本作の主人公で元の世界ではゲームクリエイターをしていたが、自分の作ったゲームによく似た世界へ微妙に若返りつつ転移してしまう。

好奇心旺盛な性格で行動より思考を優先するタイプ。

連れ合いの機巧姫は葵の君。

葵の君(あおいのきみ)

主人公の連れ合い(パートナー)である機巧姫。髪の色が銘と同じ葵色で胸の真ん中に同色の勾玉が埋め込まれている。

人形としては最上位の存在で、外見や行動など、ほとんど人間と変わりがない。

主人公のことを第一に考え、そのために行動をする。

淡渕澪(あわぶち・みお)

関谷国の藤川家に仕える知行三百石持ちの侍で操心館に所属する候補生の一人。水縹の君を所有しているが連れ合いとして認められてはいない。
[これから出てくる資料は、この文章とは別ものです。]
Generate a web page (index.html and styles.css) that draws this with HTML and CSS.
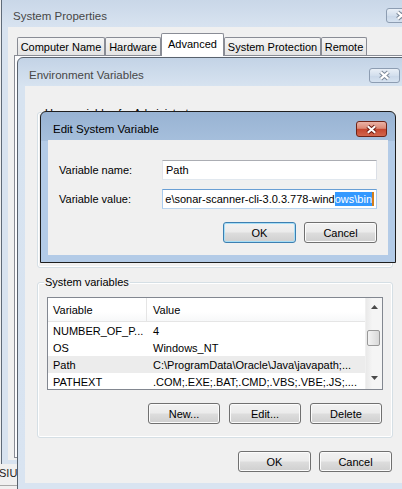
FILE: index.html
```html
<!DOCTYPE html>
<html>
<head>
<meta charset="utf-8">
<link rel="stylesheet" href="styles.css">
</head>
<body>
<section class="win sp">
  <header class="tbar">
    <span class="ttl">System Properties</span>
    <span class="cbtn idle"><svg width="30" height="15" viewBox="0 0 30 15"><path d="M11 4 L19 11 M19 4 L11 11" stroke="#7d8a9a" stroke-width="4.4" fill="none"/><path d="M11 4 L19 11 M19 4 L11 11" stroke="#fff" stroke-width="2.2" fill="none"/></svg></span>
  </header>
  <div class="client">
    <div class="tabs">
      <div class="tab w-cn">Computer Name</div>
      <div class="tab w-hw">Hardware</div>
      <div class="tab sel w-adv">Advanced</div>
      <div class="tab w-sp">System Protection</div>
      <div class="tab w-rm">Remote</div>
    </div>
    <div class="panel"></div>
  </div>
</section>

<div class="under">SIU</div>

<section class="win ev">
  <header class="tbar">
    <span class="ttl">Environment Variables</span>
    <span class="cbtn idle"><svg width="30" height="15" viewBox="0 0 30 15"><path d="M11 4 L19 11 M19 4 L11 11" stroke="#7d8a9a" stroke-width="4.4" fill="none"/><path d="M11 4 L19 11 M19 4 L11 11" stroke="#fff" stroke-width="2.2" fill="none"/></svg></span>
  </header>
  <div class="client">
    <div class="group user">
      <span class="glabel">User variables for Administrator</span>
    </div>
    <div class="group sys">
      <span class="glabel">System variables</span>
      <div class="list">
        <div class="cols">
          <div class="hdr"><div class="c1">Variable</div><div class="c2">Value</div></div>
          <div class="lrow"><div class="c1">NUMBER_OF_P...</div><div class="c2">4</div></div>
          <div class="lrow"><div class="c1">OS</div><div class="c2">Windows_NT</div></div>
          <div class="lrow selrow"><div class="c1">Path</div><div class="c2">C:\ProgramData\Oracle\Java\javapath;...</div></div>
          <div class="lrow"><div class="c1">PATHEXT</div><div class="c2">.COM;.EXE;.BAT;.CMD;.VBS;.VBE;.JS;....</div></div>
        </div>
        <div class="vscroll">
          <div class="sbtn"><svg width="7" height="4" viewBox="0 0 7 4"><polygon points="0,4 7,4 3.5,0" fill="#4a4a4a"/></svg></div>
          <div class="thumb"></div>
          <div class="sbtn down"><svg width="7" height="4" viewBox="0 0 7 4"><polygon points="0,0 7,0 3.5,4" fill="#4a4a4a"/></svg></div>
        </div>
      </div>
      <div class="btnrow inner">
        <div class="btn">New...</div>
        <div class="btn">Edit...</div>
        <div class="btn">Delete</div>
      </div>
    </div>
    <div class="btnrow main">
      <div class="btn">OK</div>
      <div class="btn">Cancel</div>
    </div>
  </div>
</section>

<section class="win dlg">
  <header class="tbar">
    <span class="ttl">Edit System Variable</span>
    <span class="cbtn red"><svg width="31" height="15" viewBox="0 0 31 15"><path d="M11.5 4 L19.5 11 M19.5 4 L11.5 11" stroke="#6e1d12" stroke-width="4.4" fill="none"/><path d="M11.5 4 L19.5 11 M19.5 4 L11.5 11" stroke="#fff" stroke-width="2.2" fill="none"/></svg></span>
  </header>
  <div class="client">
    <div class="frow">
      <span class="flabel">Variable name:</span>
      <div class="tb">Path</div>
    </div>
    <div class="frow second">
      <span class="flabel">Variable value:</span>
      <div class="tb focus"><span class="txt">e\sonar-scanner-cli-3.0.3.778-wind</span><span class="seltext">ows\bin</span><span class="caret"></span></div>
    </div>
    <div class="btnrow dbtns">
      <div class="btn def">OK</div>
      <div class="btn">Cancel</div>
    </div>
  </div>
</section>
</body>
</html>
```

FILE: styles.css
```css
* { box-sizing: border-box; }
html, body { margin: 0; width: 402px; height: 489px; overflow: hidden; }
body {
  position: relative;
  background: #f0f0f0;
  font: 11px "Liberation Sans", Arial, sans-serif;
  color: #000;
}

.win { position: absolute; display: flex; flex-direction: column; }
.tbar { display: flex; align-items: center; justify-content: space-between; flex-shrink: 0; }
.ttl { font-size: 11.5px; color: #474747; white-space: nowrap; }
.client { background: #f0f0f0; flex: 1; }

/* close buttons */
.cbtn { display: flex; align-items: center; justify-content: center; border-radius: 3px; }
.cbtn svg { display: block; }
.cbtn.idle {
  width: 31px; height: 15px;
  border: 1px solid #8d9db2;
  background: linear-gradient(#e9eff7, #d3dfed 50%, #c9d7e8 51%, #d6e2f0);
}
.cbtn.red {
  width: 31px; height: 16px;
  border: 1px solid #6f2417;
  background: linear-gradient(#eab3a6, #dc8a76 45%, #c5472f 52%, #d2664d);
}

/* System Properties */
.sp {
  left: 1px; top: 0; width: 430px; height: 464px;
  border-left: 1px solid #5f6b79;
  background: linear-gradient(#c9d7e8, #d8e3f0 27px, #d8e3f0);
  padding: 0 0 4px 6px;
}
.sp .tbar { height: 27px; padding: 4px 14px 0 5px; }
.sp .client { display: flex; flex-direction: column; padding: 6px 0 2px 6px; }
.tabs { display: flex; align-items: flex-end; height: 22px; margin-left: 3px; position: relative; z-index: 1; }
.tab {
  height: 18px; flex-shrink: 0;
  border: 1px solid #898c95; border-bottom: none;
  border-radius: 2px 2px 0 0;
  background: linear-gradient(#f5f5f5, #e4e4e4);
  display: flex; align-items: center; justify-content: center;
  white-space: nowrap; padding-top: 1px;
}
.tab.sel { height: 23px; margin-bottom: -1px; background: #fff; padding-top: 0; padding-bottom: 2px; }
.w-cn { width: 88px; }
.w-hw { width: 56px; }
.w-adv { width: 63px; }
.w-sp { width: 97px; }
.w-rm { width: 46px; }
.panel { flex: 1; border: 1px solid #898c95; background: #fcfcfe; }

.under {
  position: absolute; left: -1px; top: 464px; width: 18px; height: 22px;
  padding-top: 3px; border-bottom: 1px solid #a9a9a9; overflow: hidden;
  white-space: nowrap; color: #222;
}

/* Environment Variables */
.ev {
  left: 17px; top: 57px; width: 394px; height: 433px;
  border: 1px solid #59626d;
  border-radius: 6px 6px 0 0;
  background: linear-gradient(#c3d3e6, #d7e3f0 28px, #d9e4f1);
  padding: 0 7px 6px 7px;
}
.ev .tbar { height: 28px; padding: 6px 3px 0 4px; }
.ev .client { padding-left: 12px; display: flex; flex-direction: column; }

.group {
  width: 356px; height: 156px;
  border: 1px solid #d5dfe5; border-radius: 3px;
  box-shadow: inset 0 0 0 1px #fff;
  display: flex; flex-direction: column;
}
.group.user { margin-top: 26px; }
.group.user .glabel { margin-top: -6px; }
.group.sys { margin-top: 14px; }
.glabel {
  display: block; width: fit-content; height: 13px; line-height: 13px;
  margin: -7px 0 0 6px; padding: 0 1px; background: #f0f0f0; white-space: nowrap;
}

.list {
  margin: 8px 0 0 9px; width: 336px; height: 93px;
  border: 1px solid #828790; background: #fff;
  display: flex; overflow: hidden; flex-shrink: 0;
}
.cols { width: 317px; display: flex; flex-direction: column; }
.hdr { height: 24px; flex-shrink: 0; display: flex; align-items: stretch; border-bottom: 1px solid #e5e5e5; background: linear-gradient(#fff 60%, #f7f8f9); }
.hdr .c1 { border-right: 1px solid #e5e5e5; }
.hdr > div, .lrow > div { display: flex; align-items: center; white-space: nowrap; overflow: hidden; }
.lrow { height: 17px; flex-shrink: 0; display: flex; }
.c1 { width: 99px; padding-left: 5px; flex-shrink: 0; }
.c2 { flex: 1; padding-left: 6px; }
.selrow { background: #ececec; }

.vscroll {
  width: 17px; display: flex; flex-direction: column;
  background: linear-gradient(to right, #e9e9e9, #f5f5f5 40%, #f5f5f5);
  border-left: 1px solid #f0f0f0;
}
.sbtn { height: 17px; display: flex; align-items: center; justify-content: center; flex-shrink: 0; }
.sbtn svg { display: block; }
.sbtn.down { margin-top: auto; height: 19px; align-items: flex-start; padding-top: 6px; }
.thumb {
  margin: 15px 2px 0 1px; height: 16px;
  border: 1px solid #989898; border-radius: 2px;
  background: linear-gradient(to right, #f3f3f3, #e6e6e6 50%, #d8d8d8);
}

.btnrow { display: flex; justify-content: flex-end; gap: 9px; }
.btnrow.inner { margin-top: 13px; padding-right: 10px; }
.btnrow.main { margin-top: 13px; width: 356px; padding-right: 1px; gap: 8px; }
.btn {
  width: 72px; height: 21px;
  border: 1px solid #707070; border-radius: 3px;
  background: linear-gradient(#f2f2f2, #ebebeb 48%, #dddddd 52%, #cfcfcf);
  box-shadow: inset 0 0 0 1px #fbfbfb;
  display: flex; align-items: center; justify-content: center;
  white-space: nowrap; flex-shrink: 0;
}
.btnrow.main .btn { width: 73px; }

/* Edit System Variable */
.dlg {
  left: 40px; top: 111px; width: 356px; height: 152px;
  border: 1px solid #1e1e1e;
  border-radius: 6px 6px 0 0;
  background: linear-gradient(#98b3d3, #a6bfdc 29px, #b3cbe7 29px, #b3cbe7);
  padding: 0 7px 7px 7px;
}
.dlg .tbar { height: 28px; padding: 6px 1px 0 5px; }
.dlg .ttl { color: #000; }
.dlg .client { padding: 20px 11px 0 11px; }
.frow { display: flex; align-items: center; height: 20px; }
.frow.second { margin-top: 9px; }
.flabel { width: 103px; flex-shrink: 0; white-space: nowrap; }
.tb {
  width: 217px; height: 20px;
  border: 1px solid; border-color: #abadb3 #dbdfe6 #e3e9ef #e2e3ea;
  background: #fff; padding: 0 3px;
  display: flex; align-items: center; overflow: hidden; white-space: nowrap;
}
.tb.focus { border-color: #6a9fd4 #a9cbee #b9d5f0 #a9cbee; justify-content: flex-end; padding: 0 2px 0 1px; }
.tb > span { flex-shrink: 0; }
.seltext { background: #3399ff; color: #fff; height: 14px; line-height: 14px; }
.caret { width: 2px; height: 14px; background: #d17f1d; }
.btnrow.dbtns { margin-top: 13px; gap: 8px; }
.dbtns .btn { width: 73px; }
.btn.def { border-color: #3c7fb1; box-shadow: inset 0 0 0 1px #a7def6; }
```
人とは異なる八岐と呼ばれる種族の一つ、木霊に連なっており、癒しの術を得意とする。また動物や植物ともある程度の意思疎通ができる。

大平不動(おおひら・ふどう)

操心館に所属する候補生の一人で八岐の鬼の一族に連なる。

八岐の中でも鬼は特に身体能力に優れており、戦うことを至上の喜びとしている。不動にもその傾向があり、強くなるために自己研鑽を怠らない。

直情的で考えるより先に体が動くタイプで、自分より強いと認めた相手に敬意を払う素直さを持つ。

紅寿(こうじゅ)

澪に仕える忍びで、八岐に連なる人狼の少女。オオカミによく似たケモノ耳と尻尾を有している。

人狼の身体能力は鬼と並ぶほど高く、その中でも敏捷性は特に優れている。忍びとしても有能。

現在は言葉を話せないもよう。

翠寿(すいじゅ)

澪に仕える忍びで、紅寿の妹。人狼特有のケモノ耳と尻尾を有する。

幼いながらも誰かに仕えて職務を果たしたいという心根を持つがいろいろと未熟。